Born March 17, 1976, McKenna attended high school in Brooklyn and college at Binghamton University. In 1998 he accepted a commission in the U.S. Marine Corps as a second lieutenant. He was assigned to the Second Marine Air Wing, where he served tours in Uzbekistan and Afghanistan as part of Operation Enduring Freedom. He also served in Operation Iraqi Freedom.

McKenna left active duty in 2003 to pursue a career with the New York State Police. He was stationed in Saratoga and Clifton Park with Troop G before receiving permanent assignment to the Kingston Barracks in Troop F.

Compelled to continue serving his country, he joined Company F, Second Battalion, 25th Marines in Albany and was assigned to be an infantry platoon commander. While serving in that position in Iraq, he was killed by sniper fire while trying to assist an injured Marine.

Victor Corniel of Queens, a team leader in McKenna’s platoon, traveled from downstate to be present at Sunday’s ceremony.

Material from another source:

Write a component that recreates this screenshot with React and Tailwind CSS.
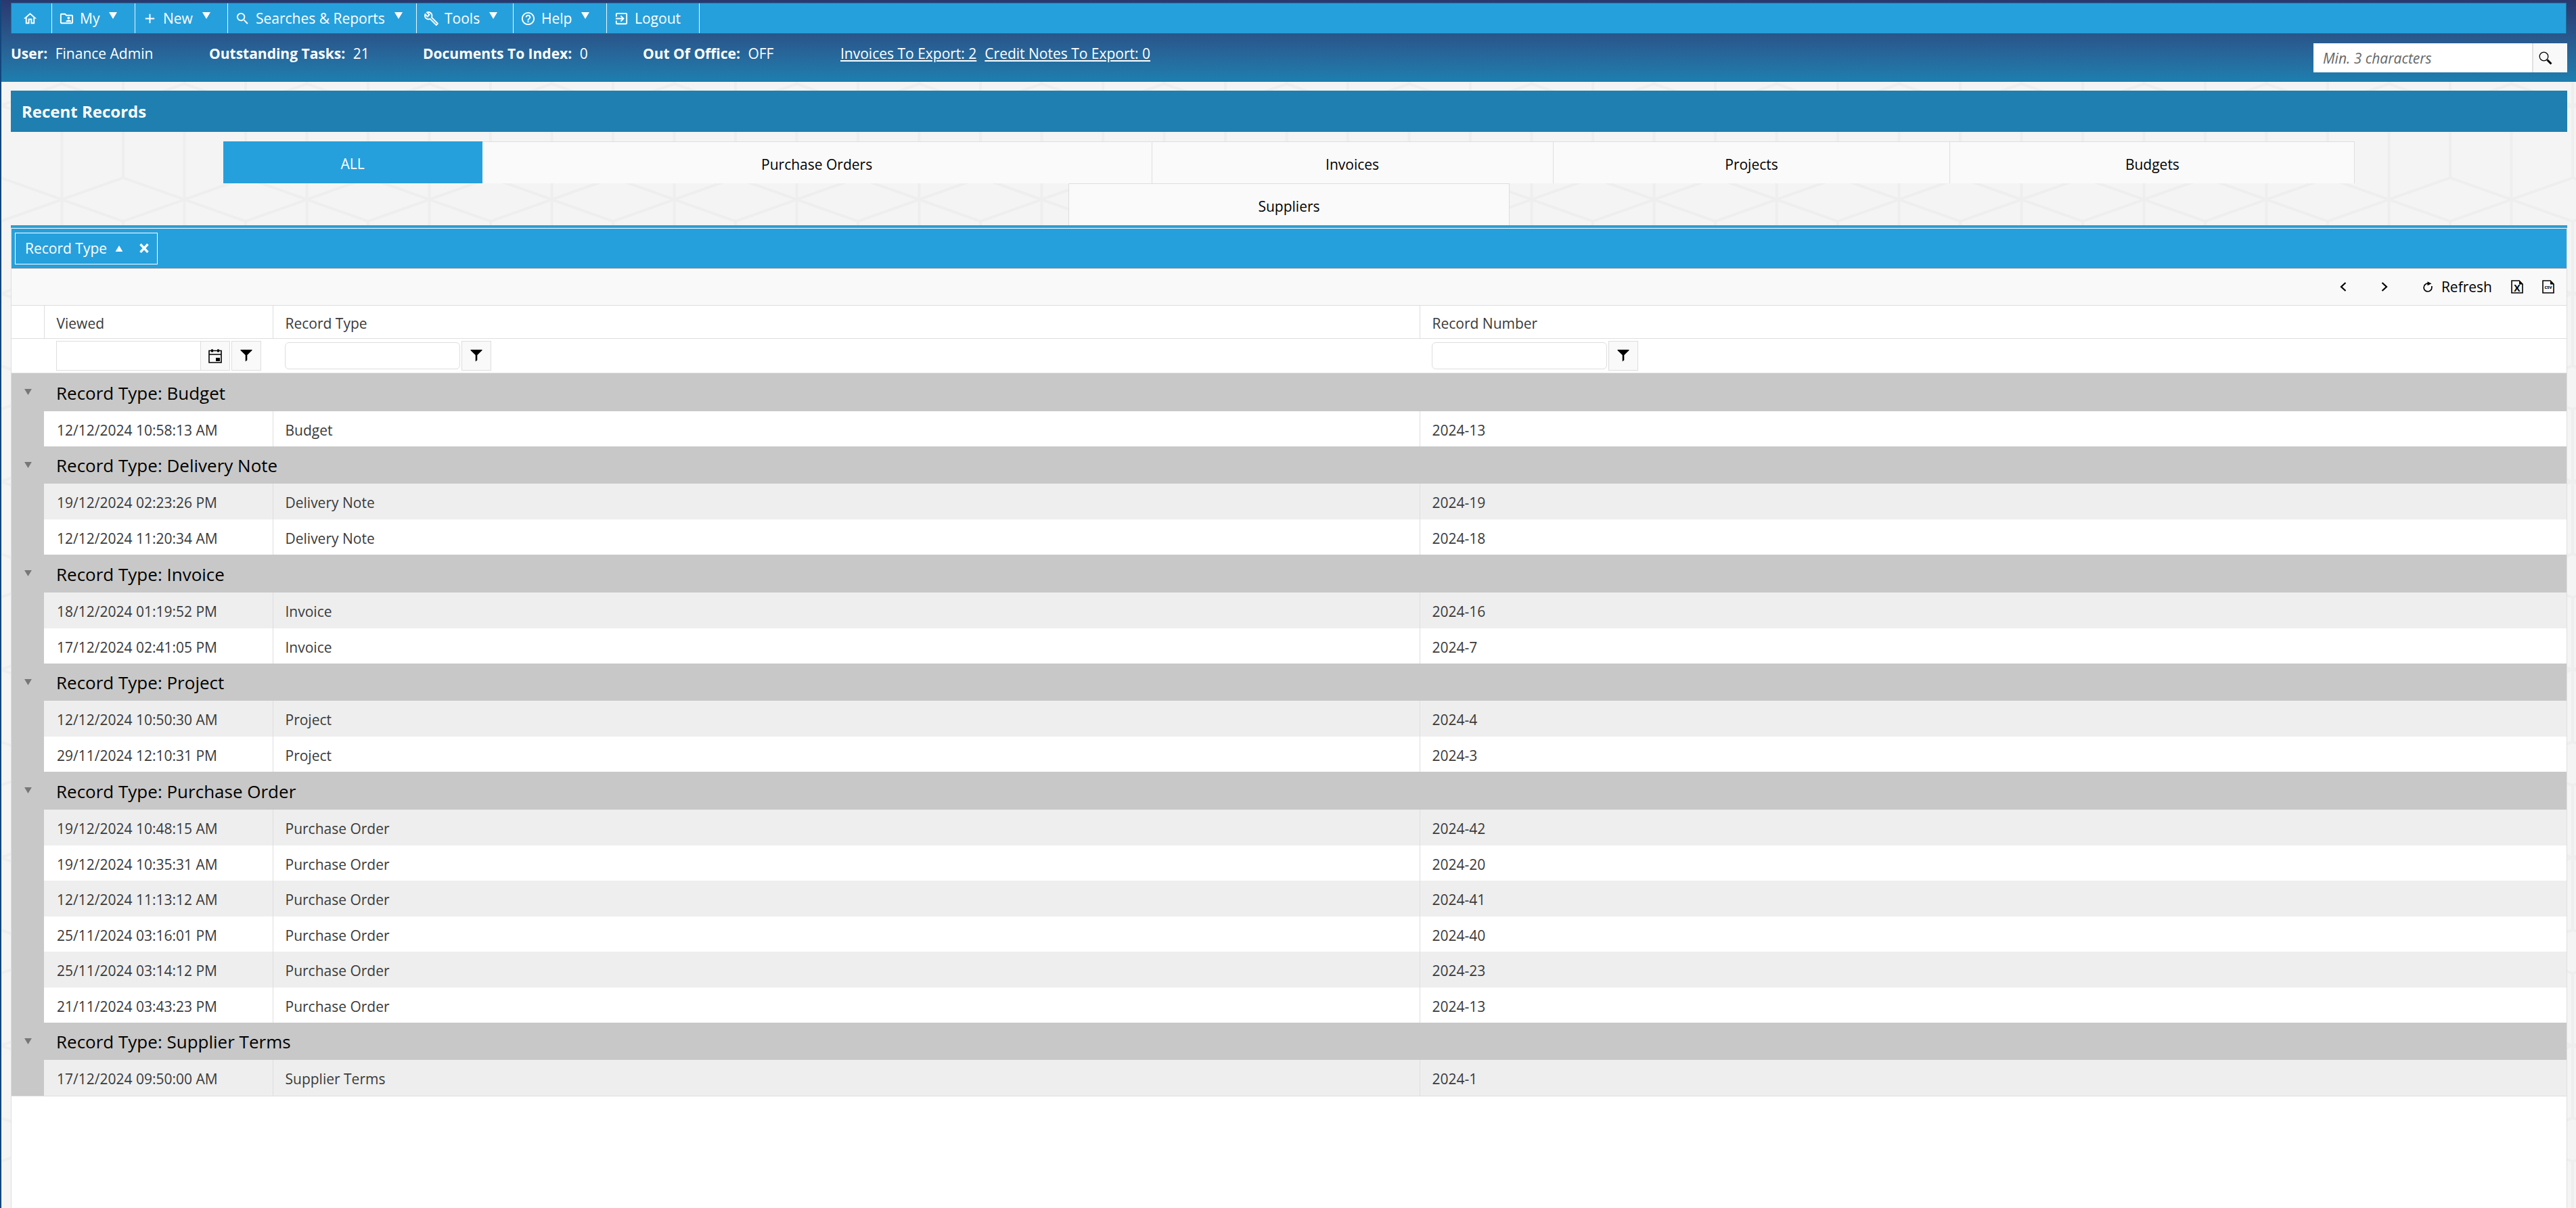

“One thing about John, you could definitely tell he cared about his Marines, probably above anything else,” he said.

Bill Schaaf, assistant state captain with the Patriot Guard Riders of New York, came to the event to support a fellow veteran. The Patriot Guard is a group of motorcycle riders that come together to show support to U.S. service members, veterans and their families.

“This was an individual who felt a strong calling to serve his country and in doing so, he made the ultimate sacrifice, not only for his country, but for his fellow Marines.”

The road that now bears Mc-Kenna’s name has been in existence for several years. Officials decided to name it to improve 911 service.

“We talked about it internally and we decided what an honor it would be to name it after an American hero,” Barrett explained.

For McKenna’s sister Allyson, the road that now bears her brother’s name serves as a reminder of a commendable life journey.

“He had a life full of service. He went out and did things for people that not until after he was gone [did we find out] some of the little things and the big things he did for folks that meant so much. … You see that [sign] and in my mind I remember all the positive things he did when he was here and the things his memory continues to bring on, things like the Military Courtesy Room, things like the foundation we have,” she said.

The Capt. John J. McKenna IV Military Courtesy Room at the Albany International Airport provides a recreation and relaxation site for service members and their families. It opened in March 2010.

“Over 9,000 have come through that little room,” noted McKenna’s father, John.

According to Allyson, the John J. McKenna IV Foundation helps to fund the courtesy room, supports injured Marines and also provides scholarships to high school students at Bishop Ford Central Catholic High School in Brooklyn, McKenna’s alma mater.